The reason for this is due to the distinction we laid out above between speculative and fundamental demand. As we showed above, investment may flow into either channel. It thus need not be assumed in our framework that investment capital flows into sectors that will increase both output and income. Rather it might flow into sectors that lead only to increases in prices through the process of speculation and only to a rise in financial income which, of course, is not counted in the standard measures of income.
The end result is that investment capital may simply drive up prices through the process of speculative demand and not increase real incomes or output. This increase in prices will then, ceteris paribus, ensure that markets do not clear and no full employment equilibrium is reached. By doing away with the notion of market equilibrium in the setting of prices we have, in a sense, completed the Keynesian revolution in that we cannot assume whatsoever that markets will clear given flexible wages and prices – indeed, as we have seen in our discussion of Kaleckian price dynamics the latter may actually encourage speculation, exacerbate price increases and thus ensure that markets do not clear. (pp41-42)

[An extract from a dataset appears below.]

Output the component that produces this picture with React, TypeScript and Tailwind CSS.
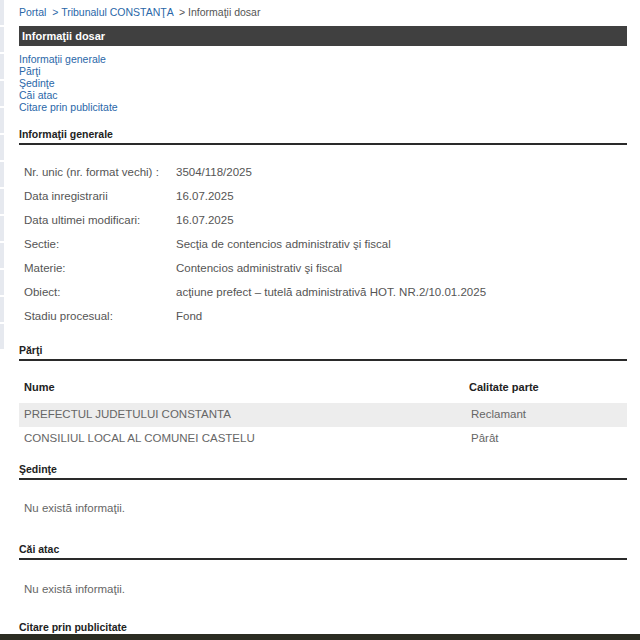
const info: [string, string][] = [
  ["Nr. unic (nr. format vechi) :", "3504/118/2025"],
  ["Data inregistrarii", "16.07.2025"],
  ["Data ultimei modificari:", "16.07.2025"],
  ["Sectie:", "Secţia de contencios administrativ şi fiscal"],
  ["Materie:", "Contencios administrativ şi fiscal"],
  ["Obiect:", "acţiune prefect – tutelă administrativă HOT. NR.2/10.01.2025"],
  ["Stadiu procesual:", "Fond"],
];

const parti = [
  { nume: "PREFECTUL JUDETULUI CONSTANTA", calitate: "Reclamant" },
  { nume: "CONSILIUL LOCAL AL COMUNEI CASTELU", calitate: "Pârât" },
];

const arial = "font-['Liberation_Sans',Arial,sans-serif]";

function Heading({ children }: { children: React.ReactNode }) {
  return (
    <div className={`${arial} text-[10.5px] font-bold text-[#222] leading-[13px] pb-[2px] border-b-2 border-[#2a2a2a]`}>
      {children}
    </div>
  );
}

export default function App() {
  return (
    <div className="flex h-[640px] w-[640px] bg-white overflow-hidden relative">
      {/* left strip */}
      <div className="flex flex-col gap-[2px] w-[4px] shrink-0">
        {Array.from({ length: 13 }).map((_, i) => (
          <div key={i} className="h-[25px] bg-[#e6e9ef]" />
        ))}
      </div>

      <div className="ml-[15px] w-[608px] pt-[6px]">
        <div className={`${arial} text-[10.5px] leading-[13px] text-[#555]`}>
          <span className="text-[#2a67a8]">Portal</span>
          <span className="text-[#2a67a8]"> &nbsp;&gt; Tribunalul CONSTANŢA</span>
          <span> &nbsp;&gt; Informaţii dosar</span>
        </div>

        <div className={`${arial} mt-[7px] h-[20px] bg-[#404040] text-white text-[11px] font-bold leading-[20px] pl-[3px]`}>
          Informaţii dosar
        </div>

        <div className={`${arial} mt-[7px] flex flex-col text-[10.5px] leading-[12px] text-[#2a67a8]`}>
          <span>Informaţii generale</span>
          <span>Părţi</span>
          <span>Şedinţe</span>
          <span>Căi atac</span>
          <span>Citare prin publicitate</span>
        </div>

        <div className="mt-[15px]">
          <Heading>Informaţii generale</Heading>
          <div className={`${arial} text-[11.5px] text-[#555] pt-[16px] pb-[15px]`}>
            {info.map(([k, v]) => (
              <div key={k} className="flex h-[24px] items-center">
                <span className="w-[157px] pl-[5px] shrink-0">{k}</span>
                <span>{v}</span>
              </div>
            ))}
          </div>
        </div>

        <Heading>Părţi</Heading>
        <div className="pt-[14px] pb-[12px]">
          <div className={`${arial} flex h-[24px] mb-[4px] items-center text-[11px] font-bold text-[#222]`}>
            <span className="flex-1 pl-[5px]">Nume</span>
            <span className="w-[158px]">Calitate parte</span>
          </div>
          {parti.map((p, i) => (
            <div
              key={p.nume}
              className={`${arial} flex h-[24px] items-center text-[11.5px] text-[#666] ${i === 0 ? "bg-[#ededed]" : ""}`}
            >
              <span className="flex-1 pl-[5px]">{p.nume}</span>
              <span className="w-[156px]">{p.calitate}</span>
            </div>
          ))}
        </div>

        <Heading>Şedinţe</Heading>
        <p className={`${arial} text-[11.5px] text-[#666] pl-[5px] pt-[21px] pb-[28px] leading-[14px]`}>Nu există informaţii.</p>
        <Heading>Căi atac</Heading>
        <p className={`${arial} text-[11.5px] text-[#666] pl-[5px] pt-[22px] pb-[25px] leading-[14px]`}>Nu există informaţii.</p>
        <Heading>Citare prin publicitate</Heading>
      </div>

      <div className="absolute left-0 right-0 top-[634px] h-[6px] bg-[#2b2c22]" />
    </div>
  );
}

I have also made this same point elsewhere in a different manner with regards to the so-called ‘natural rate of interest’. Once we introduce a speculative component in the pricing of assets we must assume that the economy, even if it otherwise operated purely in the manner it does in the marginalist analysis, would be in a persistent state of disequilibrium. In order to refute this fundamental point a theorist would have to argue in favour of a strong-form EMH (Efficient Market Hypothesis). If they do not, they must admit that capitalist economies cannot reach the equilibrium that they often attribute to them.